FRANCE 2001, CERT. 18
Director: CATHERINE BREILLAT
Star Rating * * * 1/2
Two
French sisters, Elena (Roxane Mesquida) 15 years old,
and Anais (Anaïs Reboux) 12, are on holiday in Italy
with their parents. The girls share a bedroom and the
younger, plump sister secretly watches with a mixture
of fascination and disgust as her older sister experiments
with sex after meeting a local Italian boy. The boy, Fernando
(Libero de Rienzo), persuades Elena to have fumbling intercourse
with him, while Anais, naïve and childlike, struggles
to deal with her sister's awakening sexuality and the
shifting patterns of their relationship. When their mother
discovers what's been happening, she sets out on a long
road trip back to France.
Catherine
Breillat directs this compelling study of awkward sexuality
with such sensitivity that it's impossible not to be drawn
into the confusing adolescent world of the two girls.

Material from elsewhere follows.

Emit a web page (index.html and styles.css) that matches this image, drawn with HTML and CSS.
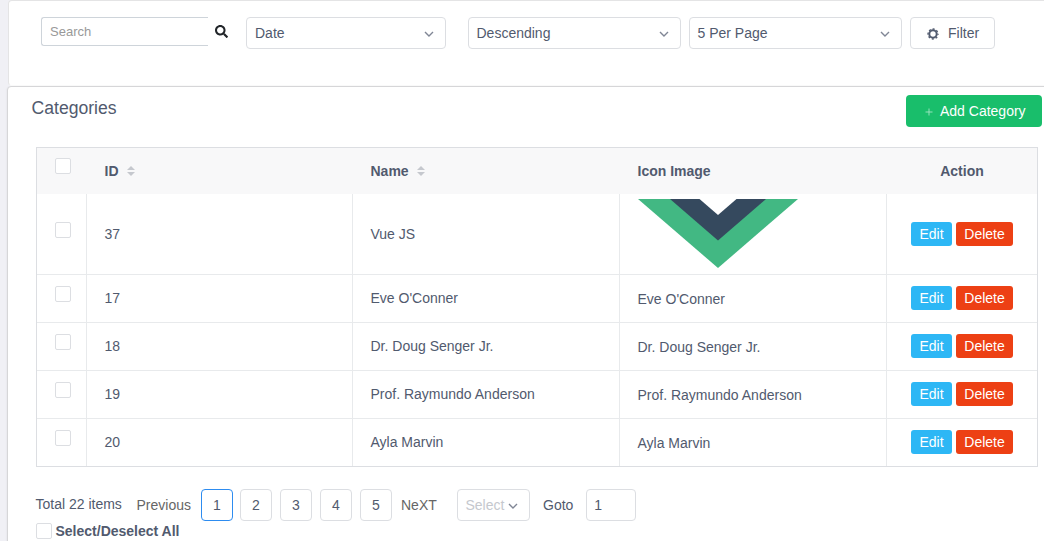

While the older sister is flattered by the boy's attentions
and is keen to please him, the younger sister continues
to dream of romance. Contrasting the girls' bodies - one
slender and conventionally attractive, the other more
rounded and babyish, highlights the sisters' increasing
differences and encourages a feminist reading of sisterhood
disrupted by men.
Alas,
just as the girls are rescued by their mother (who has
up until this point lavished her attention on the father)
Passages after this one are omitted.